Ich hatte mehr Glück, als mir zustand. Einen Job, eine Frau und ein Haus. Glück? Nein, dieses Gefühl kannte ich schon lange nicht mehr. Und war es wirklich ‘Glück’ in einem stabilen Umfeld zu leben? Wäre ich nicht schon viel früher bereit gewesen zu kapitulieren wenn ich einsam, verlassen und ohne Geld irgendwo vor mich hin vegetieren würde? Dann nämlich wären die beiden Wege vor mir klar definiert gewesen: zu Tode saufen oder eine Therapie. Das Ende wäre in jedem Falle früher gekommen. Das Glück, ein intaktes Umfeld zu haben, würde sich erst am Ende zeigen.
Aber ich war ja sicher, dass ich das irgendwann schaffen würde. Warum konnten alle anderen denn trinken und keinen störte das? Und so ‘funktionierte’ ich. Ich tat brav alles, was man mir sagte, arbeitete gerne länger. Nur nicht auffallen und immer auf der Suche nach dem Augenblick, in dem ich mich heimlich mit meinem Freund, dem Alkohol, traf. Die Zeit zwischen den Abstürzen wurde immer kürzer, die Mengen, die ich vertrug wurden immer weniger. Nachdem ich eines Tages meine Mutter besuchte und deprimiert nach Hause fuhr, brach ich betrunken vor unserer Haustür zusammen und meine Frau schleppte mich mit Hilfe einer Nachbarin in die Wohnung. Wie mein Vater. Es war soweit.

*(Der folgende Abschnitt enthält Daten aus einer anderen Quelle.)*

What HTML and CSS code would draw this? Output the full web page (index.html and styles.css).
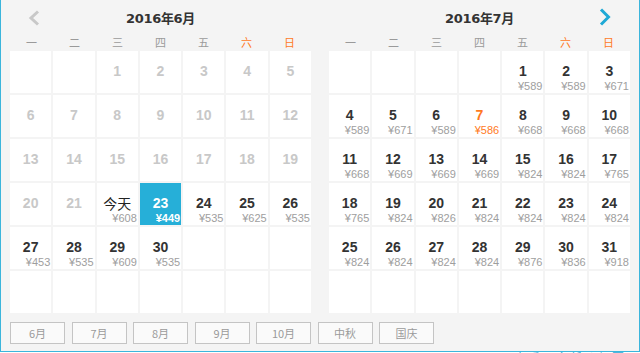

Dann die Seminare, die ich im Auftrage meines Arbeitgebers besuchte – ein Freifahrtschein fürs Koma-Saufen. Dann die Zusammenbrüche vor dem Empfangstresen in den jeweiligen Hotels, oder Einlieferungen in die städtischen Krankenhäuser. Dann meine Ausreden, ich sei nur ‘überarbeitet’. Es ist mir heute noch schleierhaft, wie ich jedes Mal wieder nach Hause gekommen bin. Und ich wurde mehr und mehr auffällig, die Tage wurden zum Albtraum, kein Essen schmeckte mehr. Ausreden, Lügen und immer wieder Zusammenbrüche. ‘Wie tief bist du gesunken?’ dachte ich, als ich mein gehetztes Gesicht im Spiegel sah, als ich mit zitternden Hände eine Flasche Rasierwasser an meine Lippen hielt.
Klar, es gab auch Tage an denen ich meinen Level halten konnte, bzw. musste, weil ich nur schwer an Alkohol herankam. Offiziell hatte ich ja dem Alkohol abgeschworen und ich war stolz, der Abstinenzgruppe anzugehören und als nicht trinkendes Mitglied zu gelten. Ich belog sie alle und verarschte mich am allermeisten.